(Dataset rows)
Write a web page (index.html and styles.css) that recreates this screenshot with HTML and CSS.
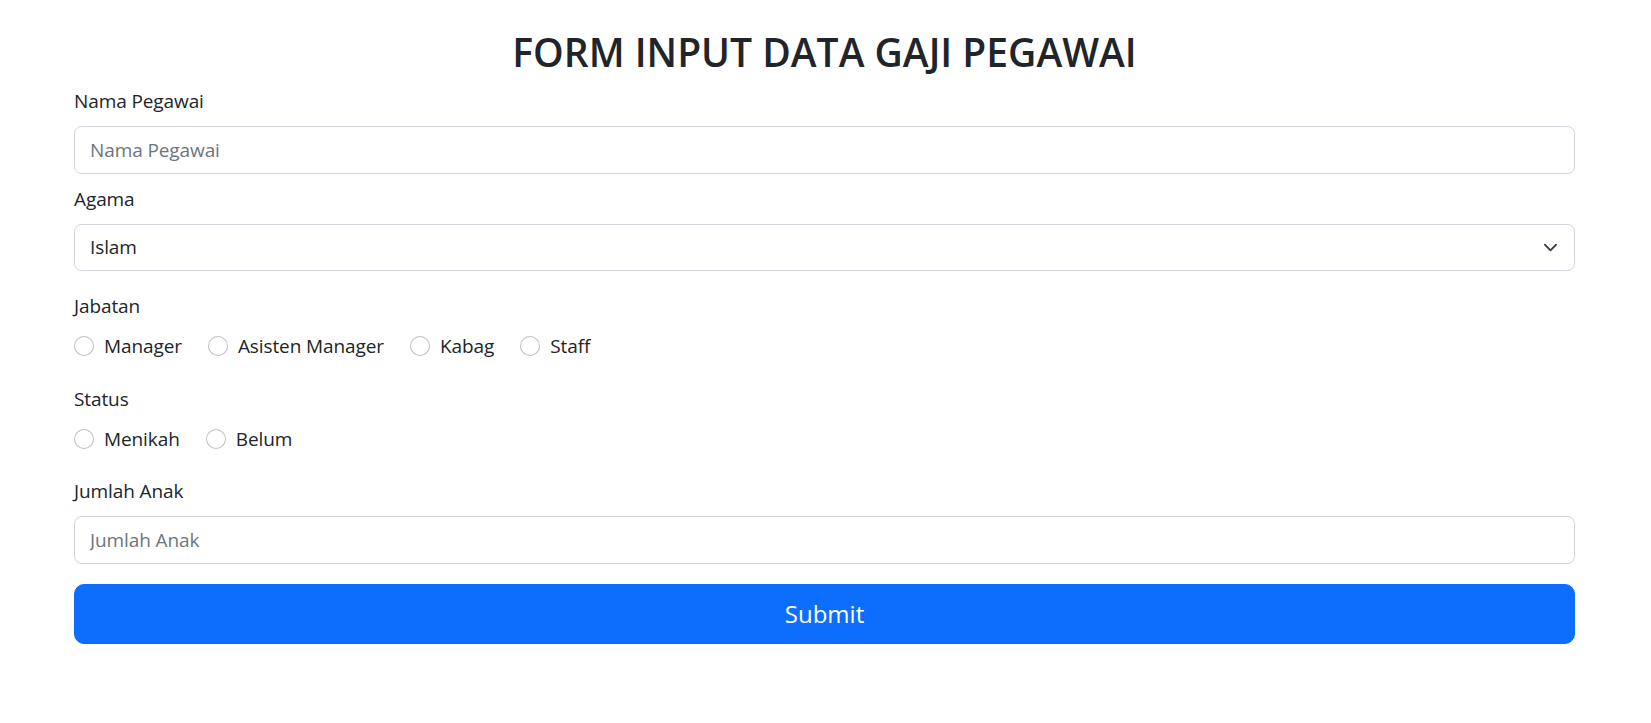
FILE: index.html
```
<!DOCTYPE html>
<html lang="id">
<head>
<meta charset="utf-8">
<title>Form Input Data Gaji Pegawai</title>
<link rel="stylesheet" href="styles.css">
</head>
<body>
<div class="page">
  <h3 class="title">FORM INPUT DATA GAJI PEGAWAI</h3>
  <form class="form">
    <div class="group group-tight">
      <label class="form-label" for="nama">Nama Pegawai</label>
      <input class="form-control" type="text" id="nama" placeholder="Nama Pegawai">
    </div>
    <div class="group">
      <label class="form-label" for="agama">Agama</label>
      <div class="select-wrap">
        <select class="form-select" id="agama">
          <option>Islam</option>
          <option>Kristen</option>
          <option>Katolik</option>
          <option>Hindu</option>
          <option>Budha</option>
        </select>
        <svg class="chevron" viewBox="0 0 16 16" width="15" height="15" aria-hidden="true"><path d="M2 5l6 6 6-6" fill="none" stroke="#343a40" stroke-width="2" stroke-linecap="round" stroke-linejoin="round"/></svg>
      </div>
    </div>
    <div class="group">
      <div class="form-label">Jabatan</div>
      <div class="checks">
        <label class="check"><input class="radio" type="radio" name="jabatan"><span>Manager</span></label>
        <label class="check"><input class="radio" type="radio" name="jabatan"><span>Asisten Manager</span></label>
        <label class="check"><input class="radio" type="radio" name="jabatan"><span>Kabag</span></label>
        <label class="check"><input class="radio" type="radio" name="jabatan"><span>Staff</span></label>
      </div>
    </div>
    <div class="group">
      <div class="form-label">Status</div>
      <div class="checks">
        <label class="check"><input class="radio" type="radio" name="status"><span>Menikah</span></label>
        <label class="check"><input class="radio" type="radio" name="status"><span>Belum</span></label>
      </div>
    </div>
    <div class="group">
      <label class="form-label" for="anak">Jumlah Anak</label>
      <input class="form-control" type="text" id="anak" placeholder="Jumlah Anak">
    </div>
    <button class="btn-submit" type="submit">Submit</button>
  </form>
</div>
</body>
</html>
```
FILE: styles.css
```
* { box-sizing: border-box; }
html, body { margin: 0; padding: 0; background: #fff; }
body {
  font-family: "Open Sans", "Noto Sans", sans-serif;
  font-size: 19px;
  letter-spacing: -0.1px;
  line-height: 30px;
  color: #212529;
}
.page { padding: 28px 76px 0 74px; }
.title {
  margin: 0 0 10px;
  text-align: center;
  font-size: 39px;
  line-height: 48px;
  font-weight: 600;
  letter-spacing: 0;
}
.form { display: flex; flex-direction: column; }
.group { margin-bottom: 20px; }
.group-tight { margin-bottom: 10px; }
.form-label { display: block; margin-bottom: 10px; }
.form-control, .form-select {
  display: block;
  width: 100%;
  height: 47.5px;
  padding: 7.5px 15px;
  font: inherit;
  letter-spacing: inherit;
  color: #212529;
  background: #fff;
  border: 1.25px solid #ced4da;
  border-radius: 7.5px;
  outline: none;
  appearance: none;
  -webkit-appearance: none;
}
.form-control::placeholder { color: #6c757d; opacity: 1; }
.select-wrap { position: relative; }
.form-select { padding-right: 50px; }
.chevron { position: absolute; right: 17.5px; top: 16px; pointer-events: none; }
.checks { display: flex; flex-wrap: wrap; gap: 0 26px; margin-bottom: 2.5px; }
.check { display: inline-flex; align-items: center; gap: 10px; cursor: pointer; }
.radio {
  appearance: none;
  -webkit-appearance: none;
  width: 20px;
  height: 20px;
  margin: 0;
  border: 1.25px solid rgba(0,0,0,.25);
  border-radius: 50%;
  background: #fff;
  flex: none;
}
.btn-submit {
  display: block;
  width: 100%;
  height: 60px;
  padding: 10px 20px;
  font: inherit;
  font-size: 24px;
  line-height: 37.5px;
  letter-spacing: 0;
  color: #fff;
  background: #0d6efd;
  border: 1.25px solid #0d6efd;
  border-radius: 10px;
  cursor: pointer;
}
```
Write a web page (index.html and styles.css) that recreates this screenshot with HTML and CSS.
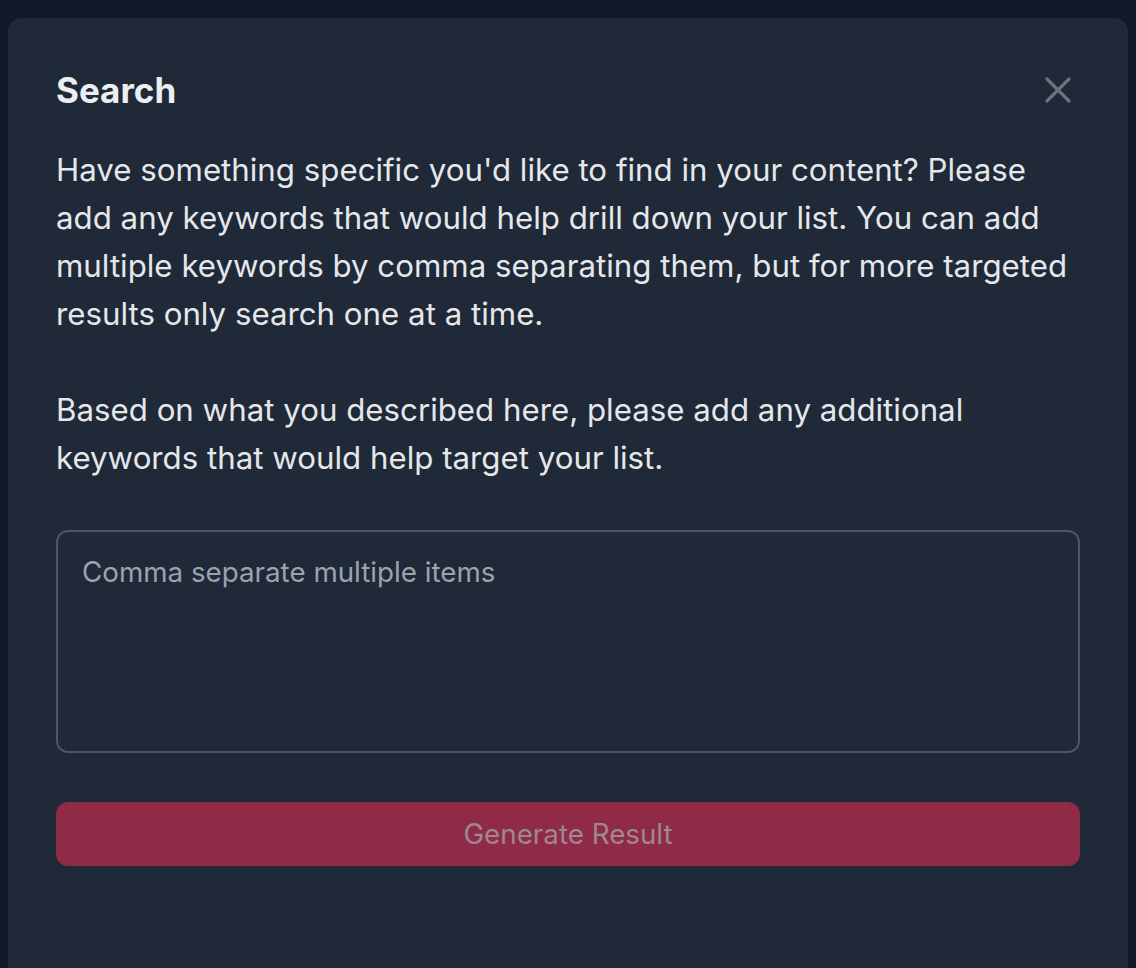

TASK INSTRUCTIONS -
All the material shown above is to be copied exactly, with no pictures carried over.

REPLY TO THE EXERCISE -
Write a web page (index.html and styles.css) that recreates this screenshot with HTML and CSS.
FILE: index.html
```
<!DOCTYPE html>
<html lang="id">
<head>
<meta charset="utf-8">
<title>Form Input Data Gaji Pegawai</title>
<link rel="stylesheet" href="styles.css">
</head>
<body>
<div class="page">
  <h3 class="title">FORM INPUT DATA GAJI PEGAWAI</h3>
  <form class="form">
    <div class="group group-tight">
      <label class="form-label" for="nama">Nama Pegawai</label>
      <input class="form-control" type="text" id="nama" placeholder="Nama Pegawai">
    </div>
    <div class="group">
      <label class="form-label" for="agama">Agama</label>
      <div class="select-wrap">
        <select class="form-select" id="agama">
          <option>Islam</option>
          <option>Kristen</option>
          <option>Katolik</option>
          <option>Hindu</option>
          <option>Budha</option>
        </select>
        <svg class="chevron" viewBox="0 0 16 16" width="15" height="15" aria-hidden="true"><path d="M2 5l6 6 6-6" fill="none" stroke="#343a40" stroke-width="2" stroke-linecap="round" stroke-linejoin="round"/></svg>
      </div>
    </div>
    <div class="group">
      <div class="form-label">Jabatan</div>
      <div class="checks">
        <label class="check"><input class="radio" type="radio" name="jabatan"><span>Manager</span></label>
        <label class="check"><input class="radio" type="radio" name="jabatan"><span>Asisten Manager</span></label>
        <label class="check"><input class="radio" type="radio" name="jabatan"><span>Kabag</span></label>
        <label class="check"><input class="radio" type="radio" name="jabatan"><span>Staff</span></label>
      </div>
    </div>
    <div class="group">
      <div class="form-label">Status</div>
      <div class="checks">
        <label class="check"><input class="radio" type="radio" name="status"><span>Menikah</span></label>
        <label class="check"><input class="radio" type="radio" name="status"><span>Belum</span></label>
      </div>
    </div>
    <div class="group">
      <label class="form-label" for="anak">Jumlah Anak</label>
      <input class="form-control" type="text" id="anak" placeholder="Jumlah Anak">
    </div>
    <button class="btn-submit" type="submit">Submit</button>
  </form>
</div>
</body>
</html>
```
FILE: styles.css
```
* { box-sizing: border-box; }
html, body { margin: 0; padding: 0; background: #fff; }
body {
  font-family: "Open Sans", "Noto Sans", sans-serif;
  font-size: 19px;
  letter-spacing: -0.1px;
  line-height: 30px;
  color: #212529;
}
.page { padding: 28px 76px 0 74px; }
.title {
  margin: 0 0 10px;
  text-align: center;
  font-size: 39px;
  line-height: 48px;
  font-weight: 600;
  letter-spacing: 0;
}
.form { display: flex; flex-direction: column; }
.group { margin-bottom: 20px; }
.group-tight { margin-bottom: 10px; }
.form-label { display: block; margin-bottom: 10px; }
.form-control, .form-select {
  display: block;
  width: 100%;
  height: 47.5px;
  padding: 7.5px 15px;
  font: inherit;
  letter-spacing: inherit;
  color: #212529;
  background: #fff;
  border: 1.25px solid #ced4da;
  border-radius: 7.5px;
  outline: none;
  appearance: none;
  -webkit-appearance: none;
}
.form-control::placeholder { color: #6c757d; opacity: 1; }
.select-wrap { position: relative; }
.form-select { padding-right: 50px; }
.chevron { position: absolute; right: 17.5px; top: 16px; pointer-events: none; }
.checks { display: flex; flex-wrap: wrap; gap: 0 26px; margin-bottom: 2.5px; }
.check { display: inline-flex; align-items: center; gap: 10px; cursor: pointer; }
.radio {
  appearance: none;
  -webkit-appearance: none;
  width: 20px;
  height: 20px;
  margin: 0;
  border: 1.25px solid rgba(0,0,0,.25);
  border-radius: 50%;
  background: #fff;
  flex: none;
}
.btn-submit {
  display: block;
  width: 100%;
  height: 60px;
  padding: 10px 20px;
  font: inherit;
  font-size: 24px;
  line-height: 37.5px;
  letter-spacing: 0;
  color: #fff;
  background: #0d6efd;
  border: 1.25px solid #0d6efd;
  border-radius: 10px;
  cursor: pointer;
}
```
Write a web page (index.html and styles.css) that recreates this screenshot with HTML and CSS.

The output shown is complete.